(Saved data entries)
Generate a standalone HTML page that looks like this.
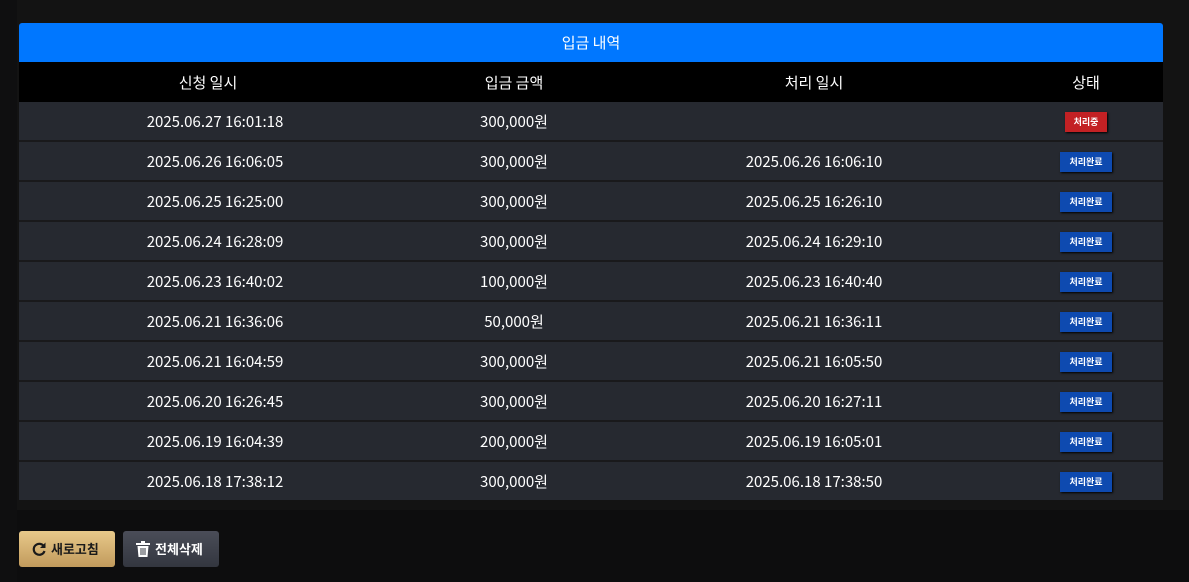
<!DOCTYPE html>
<html><head><meta charset="utf-8"><style>
body{margin:0;width:1189px;height:582px;background:#0d0d0e;font-family:"Noto Sans CJK KR","Liberation Sans",sans-serif;color:#fff;overflow:hidden;position:relative}
.top{position:absolute;left:0;top:0;width:1189px;height:510px;background:#131313}
.side{position:absolute;left:0;top:0;width:17px;height:582px;background:#0f0f10}
.wrap{position:absolute;left:19px;top:23px;width:1144px}
.title{height:39px;background:#0077ff;border-radius:3px 3px 0 0;text-align:center;line-height:39px;font-size:15px}
table{border-collapse:collapse;width:1144px;table-layout:fixed}
th{height:40px;background:#000;font-weight:normal;font-size:15px;padding:0}
td{height:37px;background:#262930;text-align:center;font-size:15px;border-bottom:2px solid #19191b;padding:0;padding-top:1px}
td:nth-child(1){padding-left:14px}
td:nth-child(4){padding-left:12px}
tr:last-child td{border-bottom:0}
.b{display:inline-block;font-size:9px;font-weight:bold;padding:0 9px;height:20px;line-height:20px;box-shadow:1px 1px 2px #000;vertical-align:middle}
.r{background:#c32124}.g{background:#0e4ab0}
.btn{position:absolute;top:531px;height:36px;border-radius:3px;font-size:13px;font-weight:bold;line-height:36px;display:flex;align-items:center;gap:4px;padding:0 12px;box-sizing:border-box}
</style></head><body>
<div class="top"></div><div class="side"></div>
<div class="wrap">
<div class="title">입금 내역</div>
<table>
<colgroup><col style="width:378px"><col style="width:234px"><col style="width:366px"><col></colgroup>
<tr><th>신청 일시</th><th>입금 금액</th><th>처리 일시</th><th style="padding-left:12px">상태</th></tr>
<tr><td>2025.06.27 16:01:18</td><td>300,000원</td><td></td><td><span class="b r">처리중</span></td></tr>
<tr><td>2025.06.26 16:06:05</td><td>300,000원</td><td>2025.06.26 16:06:10</td><td><span class="b g">처리완료</span></td></tr>
<tr><td>2025.06.25 16:25:00</td><td>300,000원</td><td>2025.06.25 16:26:10</td><td><span class="b g">처리완료</span></td></tr>
<tr><td>2025.06.24 16:28:09</td><td>300,000원</td><td>2025.06.24 16:29:10</td><td><span class="b g">처리완료</span></td></tr>
<tr><td>2025.06.23 16:40:02</td><td>100,000원</td><td>2025.06.23 16:40:40</td><td><span class="b g">처리완료</span></td></tr>
<tr><td>2025.06.21 16:36:06</td><td>50,000원</td><td>2025.06.21 16:36:11</td><td><span class="b g">처리완료</span></td></tr>
<tr><td>2025.06.21 16:04:59</td><td>300,000원</td><td>2025.06.21 16:05:50</td><td><span class="b g">처리완료</span></td></tr>
<tr><td>2025.06.20 16:26:45</td><td>300,000원</td><td>2025.06.20 16:27:11</td><td><span class="b g">처리완료</span></td></tr>
<tr><td>2025.06.19 16:04:39</td><td>200,000원</td><td>2025.06.19 16:05:01</td><td><span class="b g">처리완료</span></td></tr>
<tr><td>2025.06.18 17:38:12</td><td>300,000원</td><td>2025.06.18 17:38:50</td><td><span class="b g">처리완료</span></td></tr>
</table></div>
<div class="btn" style="left:19px;width:96px;background:linear-gradient(#e8c98a,#c19a5c);color:#1a1a1a">
<svg width="16" height="16" viewBox="0 0 16 16"><path d="M13 5.5A5.5 5.5 0 1 0 13.5 10" fill="none" stroke="#1a1a1a" stroke-width="2.2"/><path d="M14.5 1.5V7H9z" fill="#1a1a1a"/></svg>새로고침</div>
<div class="btn" style="left:123px;width:96px;background:linear-gradient(#4a4d58,#33363f);color:#fff">
<svg width="16" height="18" viewBox="0 0 16 18"><rect x="1" y="3" width="14" height="2" fill="#fff"/><rect x="6" y="1" width="4" height="2" fill="#fff"/><path d="M2.5 6h11l-1 11h-9z" fill="#fff"/><path d="M6 8v7M8 8v7M10 8v7" stroke="#3a3d46" stroke-width="1"/></svg>전체삭제</div>
</body></html>
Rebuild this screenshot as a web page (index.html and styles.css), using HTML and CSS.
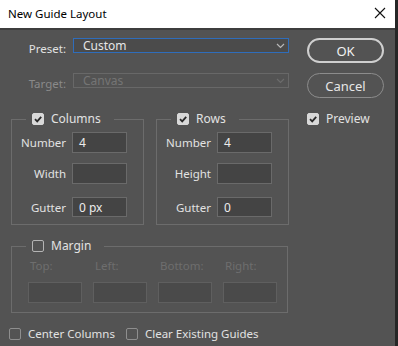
FILE: index.html
```html
<!DOCTYPE html>
<html>
<head>
<meta charset="utf-8">
<link rel="stylesheet" href="styles.css">
</head>
<body>
<div class="window">
  <div class="titlebar">
    <span class="title">New Guide Layout</span>
    <svg class="close" width="12" height="12" viewBox="0 0 12 12"><path d="M1 1 L11 11 M11 1 L1 11" stroke="#111" stroke-width="1.1" fill="none"/></svg>
  </div>
  <div class="content">
    <div class="main">
      <div class="field-row">
        <span class="lbl">Preset:</span>
        <div class="select active"><span>Custom</span><svg class="chev" width="9" height="6" viewBox="0 0 9 6"><path d="M1 1 L4.5 4.5 L8 1" stroke="#b8b8b8" stroke-width="1.2" fill="none"/></svg></div>
      </div>
      <div class="field-row target">
        <span class="lbl dis">Target:</span>
        <div class="select disabled"><span>Canvas</span><svg class="chev" width="9" height="6" viewBox="0 0 9 6"><path d="M1 1 L4.5 4.5 L8 1" stroke="#6c6c6c" stroke-width="1.2" fill="none"/></svg></div>
      </div>
      <div class="groups">
        <fieldset class="group">
          <legend><span class="cb checked"><svg width="12" height="12" viewBox="0 0 12 12"><path d="M3 6.2 L5.2 8.4 L9.2 3.8" stroke="#2a2a2a" stroke-width="1.8" fill="none"/></svg></span>Columns</legend>
          <div class="grid">
            <span class="glbl">Number</span><div class="input">4</div>
            <span class="glbl">Width</span><div class="input"></div>
            <span class="glbl gut">Gutter</span><div class="input gut">0 px</div>
          </div>
        </fieldset>
        <fieldset class="group">
          <legend><span class="cb checked"><svg width="12" height="12" viewBox="0 0 12 12"><path d="M3 6.2 L5.2 8.4 L9.2 3.8" stroke="#2a2a2a" stroke-width="1.8" fill="none"/></svg></span>Rows</legend>
          <div class="grid">
            <span class="glbl">Number</span><div class="input">4</div>
            <span class="glbl">Height</span><div class="input"></div>
            <span class="glbl gut">Gutter</span><div class="input gut">0</div>
          </div>
        </fieldset>
      </div>
      <fieldset class="group margin">
        <legend><span class="cb"></span>Margin</legend>
        <div class="mgrid">
          <div class="mcol"><span class="mlbl">Top:</span><div class="input dis"></div></div>
          <div class="mcol"><span class="mlbl">Left:</span><div class="input dis"></div></div>
          <div class="mcol"><span class="mlbl">Bottom:</span><div class="input dis"></div></div>
          <div class="mcol"><span class="mlbl">Right:</span><div class="input dis"></div></div>
        </div>
      </fieldset>
      <div class="bottom-row">
        <label class="check"><span class="cb dim"></span>Center Columns</label>
        <label class="check"><span class="cb dim"></span>Clear Existing Guides</label>
      </div>
    </div>
    <div class="side">
      <div class="btn primary">OK</div>
      <div class="btn">Cancel</div>
      <label class="check preview"><span class="cb checked"><svg width="12" height="12" viewBox="0 0 12 12"><path d="M3 6.2 L5.2 8.4 L9.2 3.8" stroke="#2a2a2a" stroke-width="1.8" fill="none"/></svg></span>Preview</label>
    </div>
  </div>
</div>
</body>
</html>
```

FILE: styles.css
```css
* { box-sizing: border-box; }
html, body { margin: 0; padding: 0; background: #535353; }
body { font-family: "Noto Sans", "Open Sans", sans-serif; font-size: 11.5px; color: #e2e2e2; }

.window {
  width: 398px;
  height: 346px;
  background: #535353;
  border-right: 3px solid #262626;
  overflow: hidden;
}

.titlebar {
  height: 30px;
  background: #fff;
  border-bottom: 2px solid #3e3e3e;
  display: flex;
  align-items: center;
  justify-content: space-between;
  padding: 0 9px 2px 8px;
}
.title { color: #000; font-size: 11.5px; }
.close { display: block; margin-top: -1px; }

.content {
  display: flex;
  padding: 8px 0 0 11px;
}
.main { width: 278px; }

.field-row {
  display: flex;
  align-items: flex-start;
  height: 15px;
}
.field-row.target { margin-top: 20px; }
.lbl {
  width: 55px;
  text-align: right;
  margin-right: 7px;
  line-height: 15px;
  padding-top: 3px;
}
.lbl.dis { color: #8a8a8a; }

.select {
  width: 216px;
  height: 15px;
  display: flex;
  align-items: center;
  justify-content: space-between;
  padding: 0 3px 0 9px;
  line-height: 13px;
}
.select.active { border: 1.5px solid #2f6dbb; background: #4b4b4b; color: #e6e6e6; font-size: 12px; }
.select.disabled { border: 1px solid #686868; color: #757575; font-size: 12px; }
.chev { display: block; }

.groups {
  display: flex;
  gap: 12px;
  margin-top: 25px;
}
.group {
  margin: 0;
  border: 1px solid #6c6c6c;
  padding: 7px 0 7px 0;
  width: 133px;
  min-width: 0;
}
.group legend {
  margin-left: 14px;
  padding: 0 13px 0 6px;
  height: 12px;
  line-height: 12px;
  display: flex;
  align-items: center;
  gap: 7px;
  font-size: 12px;
}
.cb {
  width: 12px;
  height: 12px;
  border-radius: 2px;
  border: 1px solid #b4b4b4;
  flex: none;
  display: inline-block;
}
.cb svg { display: block; margin: -1px; }
.cb.checked { background: #d9d9d9; border-color: #d9d9d9; }
.cb.dim { border-color: #8e8e8e; }

.grid {
  display: grid;
  grid-template-columns: 54px 55px;
  column-gap: 6px;
  row-gap: 10px;
  align-items: center;
}
.glbl { text-align: right; }
.glbl.gut, .input.gut { margin-top: 3px; }
.input {
  height: 21px;
  background: #444444;
  border: 1px solid #6a6a6a;
  padding: 0 6px;
  line-height: 19px;
  color: #ececec;
  font-size: 12px;
}
.input.gut { height: 20px; }

.margin {
  width: 277px;
  margin-top: 15px;
  padding: 7px 0 9px 16px;
}
.group.margin legend { margin-left: -2px; }
.mgrid {
  display: flex;
  gap: 11px;
}
.mcol {
  width: 54px;
  display: flex;
  flex-direction: column;
}
.mlbl {
  color: #6e6e6e;
  line-height: 14px;
  padding-left: 2px;
  margin-bottom: 9px;
}
.input.dis { background: #4a4a4a; border-color: #5f5f5f; }

.bottom-row {
  display: flex;
  gap: 11px;
  margin: 15px 0 0 -2px;
}
.check {
  display: flex;
  align-items: center;
  gap: 7px;
  line-height: 12px;
  font-size: 11.5px;
}

.side {
  margin-left: 18px;
  width: 77px;
  display: flex;
  flex-direction: column;
}
.btn {
  height: 25px;
  border-radius: 13px;
  border: 1.5px solid #8c8c8c;
  display: flex;
  align-items: center;
  justify-content: center;
  font-size: 13px;
  color: #e6e6e6;
  margin-bottom: 10px;
}
.btn.primary { border: 2px solid #cfcfcf; color: #f2f2f2; }
.check.preview { margin-top: 5px; font-size: 12px; }
```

**Work to complete**
Scan the records above for the string "this", then select every line that holds it.

**Full solution**
Generate a standalone HTML page that looks like this.
Rebuild this screenshot as a web page (index.html and styles.css), using HTML and CSS.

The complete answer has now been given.